%%
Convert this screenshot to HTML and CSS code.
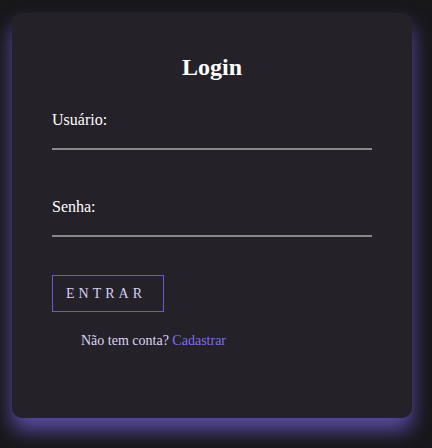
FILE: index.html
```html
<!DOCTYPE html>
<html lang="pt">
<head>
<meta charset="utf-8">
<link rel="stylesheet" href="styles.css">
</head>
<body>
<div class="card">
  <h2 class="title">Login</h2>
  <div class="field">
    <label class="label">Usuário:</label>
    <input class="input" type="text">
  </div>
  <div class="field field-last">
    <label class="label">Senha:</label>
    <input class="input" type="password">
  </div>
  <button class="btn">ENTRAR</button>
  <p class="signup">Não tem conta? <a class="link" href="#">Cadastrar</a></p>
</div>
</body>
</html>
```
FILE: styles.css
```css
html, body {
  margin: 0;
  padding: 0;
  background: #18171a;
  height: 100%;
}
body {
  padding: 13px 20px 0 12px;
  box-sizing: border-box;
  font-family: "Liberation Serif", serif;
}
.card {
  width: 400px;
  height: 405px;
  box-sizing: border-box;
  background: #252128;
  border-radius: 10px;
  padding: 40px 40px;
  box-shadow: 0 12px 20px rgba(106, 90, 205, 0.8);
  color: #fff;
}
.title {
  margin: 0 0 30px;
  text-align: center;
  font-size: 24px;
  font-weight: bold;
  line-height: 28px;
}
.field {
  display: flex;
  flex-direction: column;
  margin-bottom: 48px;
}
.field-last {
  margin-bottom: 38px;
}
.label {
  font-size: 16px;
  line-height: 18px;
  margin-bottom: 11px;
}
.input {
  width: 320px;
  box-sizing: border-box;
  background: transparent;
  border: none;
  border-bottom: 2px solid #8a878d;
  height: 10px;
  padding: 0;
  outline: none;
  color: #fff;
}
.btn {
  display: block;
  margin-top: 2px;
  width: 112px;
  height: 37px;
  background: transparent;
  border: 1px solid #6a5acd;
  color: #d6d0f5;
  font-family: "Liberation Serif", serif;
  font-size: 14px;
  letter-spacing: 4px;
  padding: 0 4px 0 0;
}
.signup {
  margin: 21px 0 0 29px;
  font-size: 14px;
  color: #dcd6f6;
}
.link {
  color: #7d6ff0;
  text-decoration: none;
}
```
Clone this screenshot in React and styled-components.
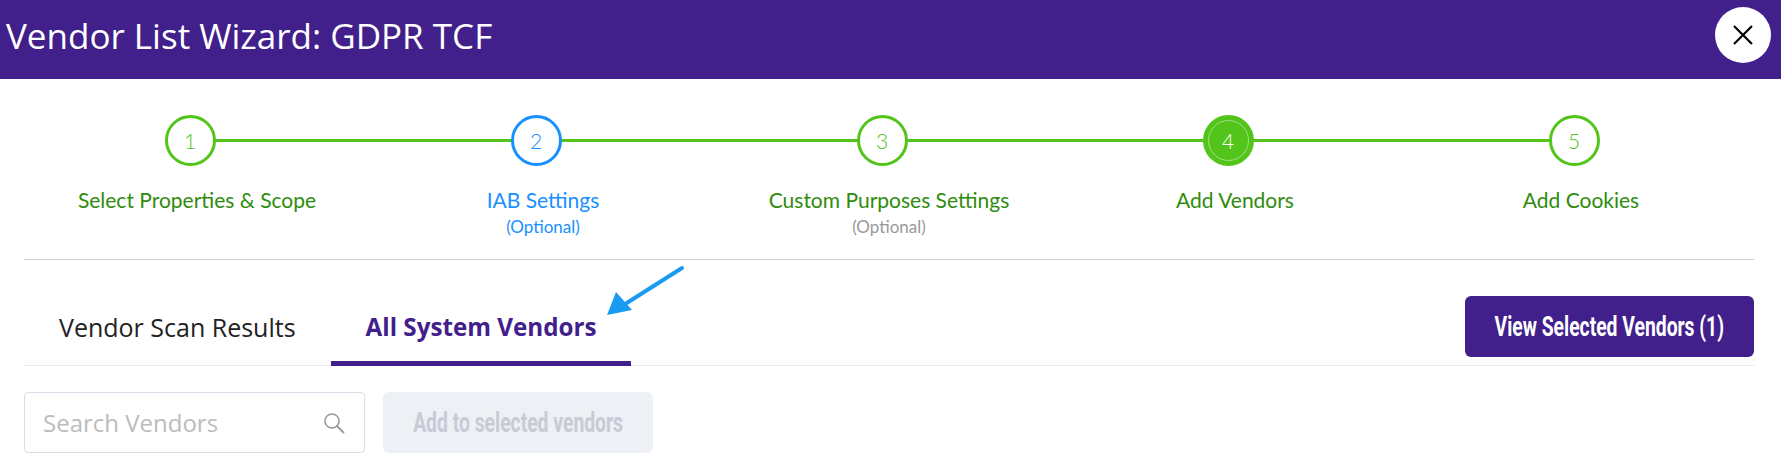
%%
EXERCISE TASK >> Quote all of the entries word for word, omitting any pictures.

RESULT >>
Convert this screenshot to HTML and CSS code.
FILE: index.html
```html
<!DOCTYPE html>
<html lang="pt">
<head>
<meta charset="utf-8">
<link rel="stylesheet" href="styles.css">
</head>
<body>
<div class="card">
  <h2 class="title">Login</h2>
  <div class="field">
    <label class="label">Usuário:</label>
    <input class="input" type="text">
  </div>
  <div class="field field-last">
    <label class="label">Senha:</label>
    <input class="input" type="password">
  </div>
  <button class="btn">ENTRAR</button>
  <p class="signup">Não tem conta? <a class="link" href="#">Cadastrar</a></p>
</div>
</body>
</html>
```
FILE: styles.css
```css
html, body {
  margin: 0;
  padding: 0;
  background: #18171a;
  height: 100%;
}
body {
  padding: 13px 20px 0 12px;
  box-sizing: border-box;
  font-family: "Liberation Serif", serif;
}
.card {
  width: 400px;
  height: 405px;
  box-sizing: border-box;
  background: #252128;
  border-radius: 10px;
  padding: 40px 40px;
  box-shadow: 0 12px 20px rgba(106, 90, 205, 0.8);
  color: #fff;
}
.title {
  margin: 0 0 30px;
  text-align: center;
  font-size: 24px;
  font-weight: bold;
  line-height: 28px;
}
.field {
  display: flex;
  flex-direction: column;
  margin-bottom: 48px;
}
.field-last {
  margin-bottom: 38px;
}
.label {
  font-size: 16px;
  line-height: 18px;
  margin-bottom: 11px;
}
.input {
  width: 320px;
  box-sizing: border-box;
  background: transparent;
  border: none;
  border-bottom: 2px solid #8a878d;
  height: 10px;
  padding: 0;
  outline: none;
  color: #fff;
}
.btn {
  display: block;
  margin-top: 2px;
  width: 112px;
  height: 37px;
  background: transparent;
  border: 1px solid #6a5acd;
  color: #d6d0f5;
  font-family: "Liberation Serif", serif;
  font-size: 14px;
  letter-spacing: 4px;
  padding: 0 4px 0 0;
}
.signup {
  margin: 21px 0 0 29px;
  font-size: 14px;
  color: #dcd6f6;
}
.link {
  color: #7d6ff0;
  text-decoration: none;
}
```
Clone this screenshot in React and styled-components.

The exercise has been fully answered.